These photos were taken on June 14th at 12:40 PM.
The location was at the small farm which is adjacent to the Farmer's Market which it supports.
The "Take It!" came after watching a set of new crops get their start and continue to flourish with the mix of sunshine and rain we have been fortunate enough to enjoy in this past
There is just something about a cornfield that attracts me. It may have to do with my long held enjoyment from eating corn on the cob. Roasting freshly picked corn on the cob - and keeping
it in the husk while it over the heat source is part of what makes it the best part of a meal. Through years of experimentation - I was finally able to put together a method which allows me to
cut the ends off an ear - then slit the side of the husk to be able to peal it back to reveal the silk which is then picked off and the husk then wrapped back around the husk.
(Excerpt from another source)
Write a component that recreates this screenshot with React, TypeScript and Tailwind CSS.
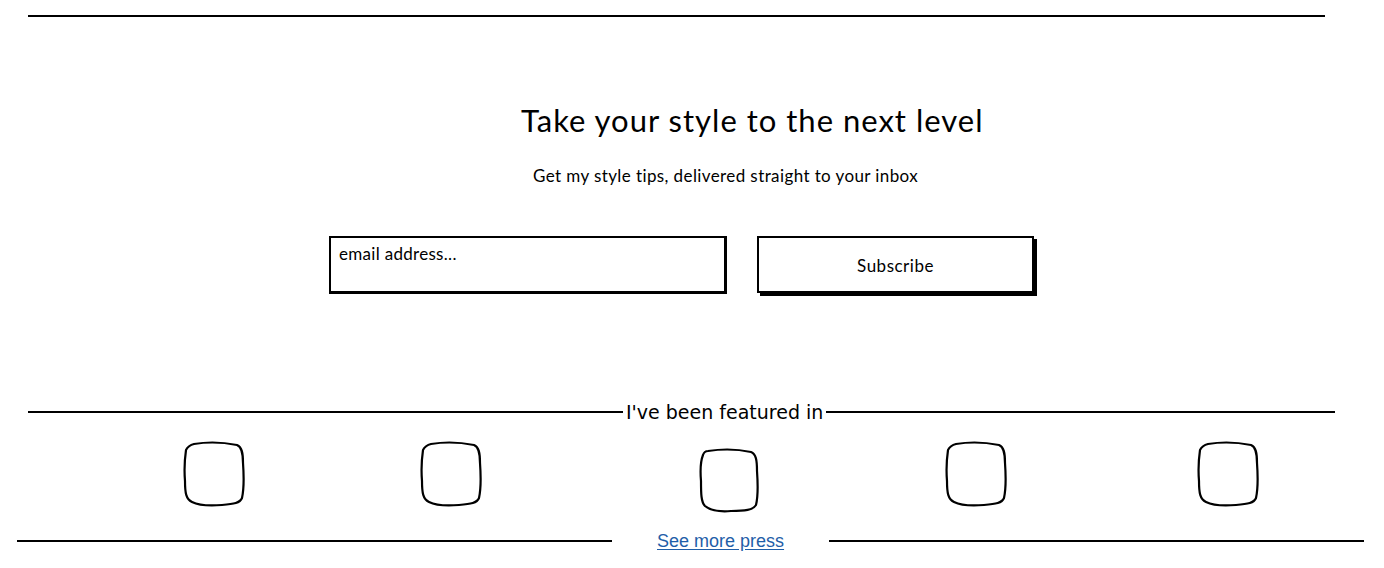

Once this has
been done - a few of the husk leaves are detached to cover the cut in the husk and the once again contained in the husk ear of corn is kept together with a short piece of bailing wire which has
been twisted around the outside of the husk. The corn is then soaked in water for a few hours before putting it on the grill. I always cover mine with wet burlap which has been used for feed bags
( not industrial rolls of it which usually have a petroleum coating which ruins the flavor ) It usually takes three turns of the ears to have them cooked to perfection. When the turns are made- a
newly soaked burlap back is put back over the ears to keep them moist and help with the steaming/roasting process. When the husk is a light brown - the corn is finished. To remove the husk - one
holds the ear in hand using a big mitt - and the ear can be pushed out the larger end of the tied husk. If there is resistance in the push - one can cut the bailing wire to loosen up the
outer husk to facilitate the push and capture of the ready to eat corn on the cob. Using corn picks in the cut ends is an easy add on - with the finishing touch being a brushing onto the ear -
some freshly melted butter.
The above has been a center piece for many a holiday gathering I have hosted in the past (and is a favorite).
Here is hoping your summer is one spent enjoying the company of others with lots of time being spent savoring the outdoors.
Wishing you my best,
PS: The title for this photo/story is based upon the need for the continued good weather to happen to bring this set of crops to an ideal harvest. Rest assured - I will be making numerous
purchases of the corn when it shows as being for sale in the roadside stand.